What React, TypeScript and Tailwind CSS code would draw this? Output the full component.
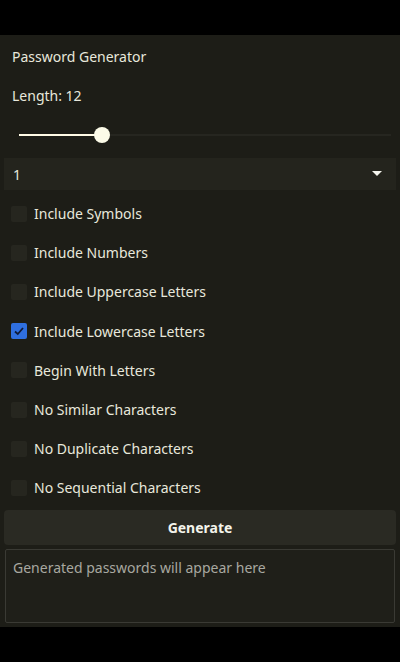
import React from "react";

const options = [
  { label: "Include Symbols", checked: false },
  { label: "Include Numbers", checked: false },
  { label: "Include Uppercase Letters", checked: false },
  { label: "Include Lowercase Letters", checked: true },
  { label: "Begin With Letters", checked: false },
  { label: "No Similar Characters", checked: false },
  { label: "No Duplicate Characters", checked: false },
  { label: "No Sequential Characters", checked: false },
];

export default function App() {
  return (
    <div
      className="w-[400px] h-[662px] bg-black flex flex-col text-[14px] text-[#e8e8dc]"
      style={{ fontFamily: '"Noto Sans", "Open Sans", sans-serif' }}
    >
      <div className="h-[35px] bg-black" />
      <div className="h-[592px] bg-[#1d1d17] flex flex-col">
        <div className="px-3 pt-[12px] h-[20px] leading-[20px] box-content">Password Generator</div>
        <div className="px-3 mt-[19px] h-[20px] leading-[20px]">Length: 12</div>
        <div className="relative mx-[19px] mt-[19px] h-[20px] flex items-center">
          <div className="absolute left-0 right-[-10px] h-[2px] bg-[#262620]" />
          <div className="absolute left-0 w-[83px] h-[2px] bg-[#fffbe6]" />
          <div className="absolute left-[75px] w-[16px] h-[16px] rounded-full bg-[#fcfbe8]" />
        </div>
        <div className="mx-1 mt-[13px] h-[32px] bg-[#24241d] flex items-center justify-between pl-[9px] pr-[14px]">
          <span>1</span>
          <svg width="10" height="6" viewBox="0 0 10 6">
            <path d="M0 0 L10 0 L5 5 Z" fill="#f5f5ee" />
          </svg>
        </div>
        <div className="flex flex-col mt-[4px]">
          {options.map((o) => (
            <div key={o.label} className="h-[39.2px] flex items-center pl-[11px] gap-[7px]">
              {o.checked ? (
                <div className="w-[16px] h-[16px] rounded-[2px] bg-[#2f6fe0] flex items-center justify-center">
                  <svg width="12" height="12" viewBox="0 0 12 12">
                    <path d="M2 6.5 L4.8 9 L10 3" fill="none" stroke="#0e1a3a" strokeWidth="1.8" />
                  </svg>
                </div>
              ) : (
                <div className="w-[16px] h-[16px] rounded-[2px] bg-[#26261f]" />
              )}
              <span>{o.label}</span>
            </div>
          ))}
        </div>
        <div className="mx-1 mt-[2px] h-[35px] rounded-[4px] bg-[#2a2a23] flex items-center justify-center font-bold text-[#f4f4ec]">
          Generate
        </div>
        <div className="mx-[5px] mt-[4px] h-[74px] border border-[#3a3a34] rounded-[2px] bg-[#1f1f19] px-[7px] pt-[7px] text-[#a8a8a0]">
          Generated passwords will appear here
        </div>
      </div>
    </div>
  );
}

........

• Task instructions
Collect each line containing the string "React".

• Solution below
What React, TypeScript and Tailwind CSS code would draw this? Output the full component.
import React from "react";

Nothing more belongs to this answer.